I filled out a form today, “please select your title”. Ms or Mrs. I haven’t thought about it very much until today. I never gave a second thought to selecting Mrs before. For 8 years I was always a Mrs. But now I look at it and I think, what am I? A Ms or Mrs? I don’t feel like a Ms, I still feel like someone’s wife. I still want to be someone’s wife. “Please select one” it says. Fine, please tell me which one. I don’t want to be a Ms, because that’s not who I am, I am Brian’s wife. I am Mrs.Brian Pacanowski. But I am also not, because there’s no more Brian.
There are many new people in my life who don’t know me as Mrs.Pacanowski, but that’s who I am. I’m Mrs.Pacanowski who made my husband’s meals for 8 years. I’m the one who made him a birthday cake every year even though he asked me not to. I’m the one who hugged and kissed him when he walked through the door. I’m the one who vowed to love him forever. Now you sit there and tell me, which one do I pick? Am I a Ms or a Mrs?
There I am, crying on a piece of paper because it dared ask me or rather commanded me to select a title.The form is cruel, but it doesn’t mean to be, it just wants to know who I am. Who am I now that you’re not here anymore? Am I still Mrs.Brian Pacanowski? Who said I wanted to give up that title?! I wanted to have that title for more than 8 years. I don’t want to be a Ms.
Then I look at my left hand, my wedding band and engagement ring aren’t there anymore. My hand feels lighter without those rings, it feels strange without those rings, something is missing. Yes, something big is missing from my hand, my title and my heart. And the people around me stare at me. Why is she crying, it’s just a form. Just a form, just a form asking for my name, address, phone number, date of birth and my title. But this form is wet now, all because it asked for a title. Thankfully I know the woman sitting next to me, she grabs my hand and says “don’t worry about that part, it doesn’t define you”. And you know what she’s right. It does not define me. Slowly but surely I’m figuring out who I am without you.
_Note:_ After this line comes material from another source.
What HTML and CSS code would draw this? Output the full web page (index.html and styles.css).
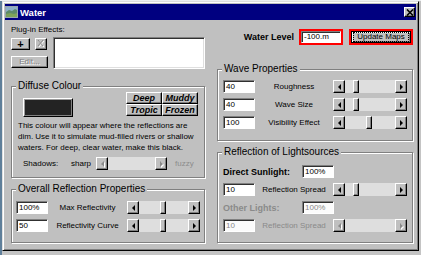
FILE: index.html
```html
<!DOCTYPE html>
<html>
<head>
<meta charset="utf-8">
<title>Water</title>
<link rel="stylesheet" href="styles.css">
</head>
<body>
<div class="desk">
  <div class="window">
    <div class="titlebar">
      <svg class="appicon" width="13" height="12" viewBox="0 0 13 12">
        <rect width="13" height="12" fill="#9aa6b0"/>
        <rect x="1" y="1" width="11" height="10" fill="#8fb0c8"/>
        <path d="M1 6 L4 4 L7 5 L10 3 L12 4 V11 H1Z" fill="#5d8a6a"/>
        <path d="M1 8 L5 7 L9 8 L12 7 V11 H1Z" fill="#7ea35a"/>
      </svg>
      <span class="title">Water</span>
      <span class="close">
        <svg width="8" height="7" viewBox="0 0 8 7"><path d="M1 0.5 L7 6.5 M7 0.5 L1 6.5" stroke="#000" stroke-width="1.6"/></svg>
      </span>
    </div>
    <div class="client">
      <div class="col">
        <div class="plug-label">Plug-in Effects:</div>
        <div class="plug-body">
          <div class="plug-btns">
            <div class="btn-row">
              <button class="btn add">+</button>
              <button class="btn del" disabled>
                <svg width="8" height="8" viewBox="0 0 8 8"><path d="M2 1 L7 7 M7 1 L2 7" stroke="#fff" stroke-width="1"/><path d="M1 0 L6 6 M6 0 L1 6" stroke="#8a8a8a" stroke-width="1"/></svg>
              </button>
            </div>
            <button class="btn edit" disabled>Edit...</button>
          </div>
          <div class="listbox"></div>
        </div>

        <fieldset class="group diffuse">
          <legend>Diffuse Colour</legend>
          <div class="gbody">
            <div class="top-row">
              <div class="swatch"></div>
              <div class="presets">
                <button class="btn preset">Deep</button>
                <button class="btn preset">Muddy</button>
                <button class="btn preset">Tropic</button>
                <button class="btn preset">Frozen</button>
              </div>
            </div>
            <p class="desc">This colour will appear where the reflections are<br>dim. Use it to simulate mud-filled rivers or shallow<br>waters. For deep, clear water, make this black.</p>
            <div class="shadow-row">
              <span class="sh-label">Shadows:</span>
              <span class="sh-sharp">sharp</span>
              <div class="sb sb-shadow disabled"><span class="arr l"></span><span class="track"></span><span class="arr r"></span></div>
              <span class="sh-fuzzy">fuzzy</span>
            </div>
          </div>
        </fieldset>

        <fieldset class="group overall">
          <legend>Overall Reflection Properties</legend>
          <div class="gbody rows">
            <div class="row">
              <div class="field">100%</div>
              <span class="rlabel">Max Reflectivity</span>
              <div class="sb"><span class="arr l"></span><span class="track"><span class="thumb" style="margin-left:21px"></span></span><span class="arr r"></span></div>
            </div>
            <div class="row">
              <div class="field">50</div>
              <span class="rlabel">Reflectivity Curve</span>
              <div class="sb"><span class="arr l"></span><span class="track"><span class="thumb" style="margin-left:21px"></span></span><span class="arr r"></span></div>
            </div>
          </div>
        </fieldset>
      </div>

      <div class="col">
        <div class="water-row">
          <span class="wl-label">Water Level</span>
          <div class="redframe wl-frame"><div class="field wl-field">-100.m</div></div>
          <div class="redframe up-frame"><button class="btn default"><span class="focus">Update Maps</span></button></div>
        </div>

        <fieldset class="group wave">
          <legend>Wave Properties</legend>
          <div class="gbody rows">
            <div class="row">
              <div class="field">40</div>
              <span class="rlabel">Roughness</span>
              <div class="sb"><span class="arr l"></span><span class="track"><span class="thumb" style="margin-left:8px"></span></span><span class="arr r"></span></div>
            </div>
            <div class="row">
              <div class="field">40</div>
              <span class="rlabel">Wave Size</span>
              <div class="sb"><span class="arr l"></span><span class="track"><span class="thumb" style="margin-left:8px"></span></span><span class="arr r"></span></div>
            </div>
            <div class="row">
              <div class="field">100</div>
              <span class="rlabel">Visibility Effect</span>
              <div class="sb"><span class="arr l"></span><span class="track"><span class="thumb" style="margin-left:21px"></span></span><span class="arr r"></span></div>
            </div>
          </div>
        </fieldset>

        <fieldset class="group refl">
          <legend>Reflection of Lightsources</legend>
          <div class="gbody rows">
            <div class="lrow">
              <span class="blabel">Direct Sunlight:</span>
              <div class="field">100%</div>
            </div>
            <div class="row">
              <div class="field">10</div>
              <span class="rlabel">Reflection Spread</span>
              <div class="sb"><span class="arr l"></span><span class="track"><span class="thumb" style="margin-left:8px"></span></span><span class="arr r"></span></div>
            </div>
            <div class="lrow off">
              <span class="blabel">Other Lights:</span>
              <div class="field">100%</div>
            </div>
            <div class="row off">
              <div class="field">10</div>
              <span class="rlabel">Reflection Spread</span>
              <div class="sb disabled"><span class="arr l"></span><span class="track"></span><span class="arr r"></span></div>
            </div>
          </div>
        </fieldset>
      </div>
    </div>
  </div>
</div>
</body>
</html>
```

FILE: styles.css
```css
* { box-sizing: border-box; margin: 0; padding: 0; }

html, body {
  width: 421px;
  height: 255px;
  overflow: hidden;
}

body {
  font-family: "Liberation Sans", Arial, sans-serif;
  font-size: 8px;
  color: #000;
  background: #c6c6c6;
}

.desk {
  width: 421px;
  height: 255px;
  padding: 1px 0 0 2px;
  background:
    linear-gradient(#eef0f2 0 1px, transparent 1px),
    linear-gradient(90deg, #5f7f9a 0 2px, transparent 2px),
    #c4c4c4;
}

.window {
  width: 417px;
  height: 250px;
  background: #c0c0c0;
  border: 1px solid;
  border-color: #dfdfdf #000 #000 #dfdfdf;
  box-shadow: inset 1px 1px #fff, inset -1px -1px #808080;
  padding: 2px;
  display: flex;
  flex-direction: column;
}

/* title bar */
.titlebar {
  height: 16px;
  flex: none;
  background: #000080;
  display: flex;
  align-items: center;
}
.appicon { display: block; margin-right: 2px; }
.title {
  color: #fff;
  font-weight: bold;
  font-size: 9.5px;
  flex: 1;
}
.close {
  width: 11px;
  height: 10px;
  margin-right: 1px;
  background: #c0c0c0;
  border: 1px solid;
  border-color: #fff #000 #000 #fff;
  box-shadow: inset -1px -1px #808080;
  display: flex;
  align-items: center;
  justify-content: center;
}
.close svg { display: block; }

/* client */
.client {
  flex: 1;
  display: grid;
  grid-template-columns: 194px 196px;
  column-gap: 12px;
  padding: 5px 3px 0 6px;
}
.col { display: flex; flex-direction: column; }

/* generic controls */
.btn {
  font: inherit;
  color: #000;
  background: #c0c0c0;
  border: 1px solid;
  border-color: #fff #000 #000 #fff;
  box-shadow: inset -1px -1px #808080;
  padding: 0;
  display: flex;
  align-items: center;
  justify-content: center;
  line-height: 1;
}
.btn:disabled { color: #808080; text-shadow: 1px 1px #fff; }

.field {
  height: 13px;
  background: #fff;
  border: 1px solid;
  border-color: #808080 #fff #fff #808080;
  box-shadow: inset 1px 1px #303030;
  padding: 0 2px;
  line-height: 11px;
  white-space: nowrap;
}

/* plug-in effects */
.plug-label { line-height: 10px; height: 10px; margin-bottom: 2px; }
.plug-body { display: flex; height: 32px; }
.plug-btns {
  width: 37px;
  display: flex;
  flex-direction: column;
  justify-content: space-between;
  padding: 1px 0;
}
.btn-row { display: flex; gap: 5px; }
.add { width: 19px; height: 12px; font-weight: bold; font-size: 11px; }
.del { width: 12px; height: 12px; }
.del svg { display: block; }
.edit { width: 37px; height: 12px; }
.listbox {
  flex: 1;
  margin-left: 5px;
  background: #fff;
  border: 1px solid;
  border-color: #808080 #fff #fff #808080;
  box-shadow: inset 1px 1px #303030, inset -1px -1px #dfdfdf;
}

/* group boxes */
.group {
  border: 1px solid #808080;
  box-shadow: inset 1px 1px #fff, 1px 1px #fff;
  padding: 0;
  margin: 0;
  min-width: 0;
}
.group legend {
  font-size: 10px;
  line-height: 12px;
  padding: 0 2px;
  margin-left: 4px;
  background: #c0c0c0;
}

.diffuse { margin-top: 11px; height: 98px; }
.overall { margin-top: 5px; height: 60px; }
.wave { margin-top: 18px; height: 78px; }
.refl { margin-top: 5px; height: 97px; }

.diffuse .gbody { padding: 0 6px; }
.top-row {
  display: flex;
  justify-content: space-between;
  align-items: flex-start;
  height: 24px;
}
.swatch {
  width: 50px;
  height: 19px;
  margin: 6px 0 0 5px;
  background: #232323;
  border: 1px solid;
  border-color: #fff #000 #000 #fff;
  box-shadow: inset -1px -1px #808080, inset 1px 1px #9a9a9a;
}
.presets {
  display: grid;
  grid-template-columns: 36px 36px;
  grid-template-rows: 12px 12px;
}
.preset {
  font-weight: bold;
  font-style: italic;
  font-size: 9px;
}
.desc {
  margin-top: 4px;
  line-height: 11px;
  white-space: nowrap;
}
.shadow-row {
  margin-top: 4px;
  height: 13px;
  display: flex;
  align-items: center;
  padding-left: 5px;
}
.sh-label { width: 48px; }
.sh-sharp { width: 25px; }
.sb-shadow { width: 71px; margin-right: 8px; }
.sh-fuzzy { color: #8c8c8c; }

/* rows with field / label / slider */
.rows { display: flex; flex-direction: column; gap: 5px; }
.overall .rows { padding: 6px 4px 0; }
.wave .rows { padding: 5px 5px 0; }
.refl .rows { padding: 7px 5px 0; }

.row {
  display: grid;
  grid-template-columns: 32px 1fr 74px;
  align-items: center;
  height: 13px;
}
.overall .row { grid-template-columns: 32px 1fr 73px; }
.rlabel { text-align: center; white-space: nowrap; }

.lrow {
  display: grid;
  grid-template-columns: 79px 32px;
  align-items: center;
  height: 13px;
}
.blabel { font-weight: bold; font-size: 9px; white-space: nowrap; }

.off .blabel, .off .rlabel, .off .field { color: #8a8a8a; }
.off .field { background: #fbfbfb; }

/* scrollbars */
.sb { display: flex; height: 13px; }
.sb .arr {
  width: 12px;
  height: 13px;
  flex: none;
  background: #c0c0c0;
  border: 1px solid;
  border-color: #fff #000 #000 #fff;
  box-shadow: inset -1px -1px #808080;
  display: flex;
  align-items: center;
  justify-content: center;
}
.sb .arr::before {
  content: "";
  width: 0;
  height: 0;
  border-top: 3px solid transparent;
  border-bottom: 3px solid transparent;
}
.sb .arr.l::before { border-right: 3px solid #000; }
.sb .arr.r::before { border-left: 3px solid #000; }
.sb.disabled .arr.l::before { border-right-color: #8a8a8a; }
.sb.disabled .arr.r::before { border-left-color: #8a8a8a; }
.sb.disabled .arr::before { filter: drop-shadow(1px 1px 0 #fff); }
.sb .track {
  flex: 1;
  display: flex;
  background: #dedede;
}
.sb .thumb {
  width: 6px;
  height: 13px;
  background: #c0c0c0;
  border: 1px solid;
  border-color: #fff #000 #000 #fff;
  box-shadow: inset -1px -1px #808080;
}

/* water level */
.water-row {
  margin-top: 4px;
  height: 16px;
  display: flex;
  align-items: center;
  justify-content: flex-end;
}
.wl-label { font-weight: bold; font-size: 9px; margin-right: 5px; }
.redframe { border: 2px solid #f00; height: 16px; }
.wl-frame { width: 44px; }
.wl-field { height: 12px; line-height: 10px; }
.up-frame { width: 64px; margin-left: 6px; }
.default {
  width: 100%;
  height: 12px;
  border: 1px solid #000;
  box-shadow: inset 1px 1px #fff, inset -1px -1px #808080;
  padding: 0 1px;
}
.focus {
  display: block;
  width: 100%;
  height: 10px;
  outline: 1px dotted #000;
  outline-offset: -1px;
  font-size: 8px;
  line-height: 10px;
  text-align: center;
  white-space: nowrap;
}
```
I’m doing all these things that you would have done not because you’re the man and you had to do them, but you did them because it made you feel good to do those things for me. Things like putting air in my tires, I can do that on my own, but anytime I mentioned it you’d take my car and do it for me, many times filling my gas tank as well. I’m taking the trash out, you always took the trash out, not because it’s a man’s job, you just always did it. “I like taking care of you”. I liked taking care of you too Brian, it brought me so much joy, even if I didn’t always show it, and I’m sorry for the times I didn’t.
I clutched my pillow this morning, I wished it was you, even if you were snoring louder than a train. It wouldn’t matter, all that would matter is that you’re right beside me.
I’m a Ms now, but all I ever wanted was to be your Mrs.

2 thoughts on “Ms or Mrs?

  1. After 25 years I still have a problem with this. I still do the Mrs. & I still wear my wedding ring. It’s up to the individual. Whoever gets that form, do they really care? Just another thing to grieve & upset you. Remember God is by your side & will get you thru all these hard times. God Bless you & keep you in His Loving Care.